米国の食品会社には、原料に遺伝子組み換え作物を含む製品にラベル表示する義務がなかった。しかし7月、全米初のラベル付け法がバーモント州で施行されたことで重要な転機を迎えている。現在、米議会は、各州が独自規格を州法で定める前に、遺伝子組み換え食品の情報開示に関する米国初の連邦規格を可決する寸前の状況だ。
7日夜、米上院は63対30で、食品が「生物工学的に加工された」成分を含む場合、食品メーカーに情報を開示させる法案を可決した。このあと法案は下院に送付されて審議に入る(下院は、各州による独自のラベル付け法を禁止し、企業に自主的な表示を求める法案を可決済みだった)。
オバマ大統領がこの法案に署名するかは不明だ。だが、各州は独自のラベル付け法を検討し始めており、食品業界は不本意ながらも、連邦政府による統一規格を支持している。

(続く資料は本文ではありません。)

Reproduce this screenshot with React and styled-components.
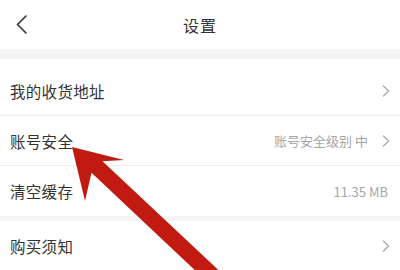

上院案では不十分だという批判もある。最大の難点は、上院案には食品メーカーがパッケージに直接情報を表示しなくても済む抜け道があることだ。消費者がパッケージに表示された電話番号や2次元バーコードで情報にアクセスできればよいことになっている。
米国食品医薬品局(FDA)は、上院案に対する懸念事項 を表明している。実は、上院案では遺伝子組み換え食品を「若干狭い範囲で」定義しており、何が遺伝子組み換えにあたるのか、混乱を招くだろうというのだ。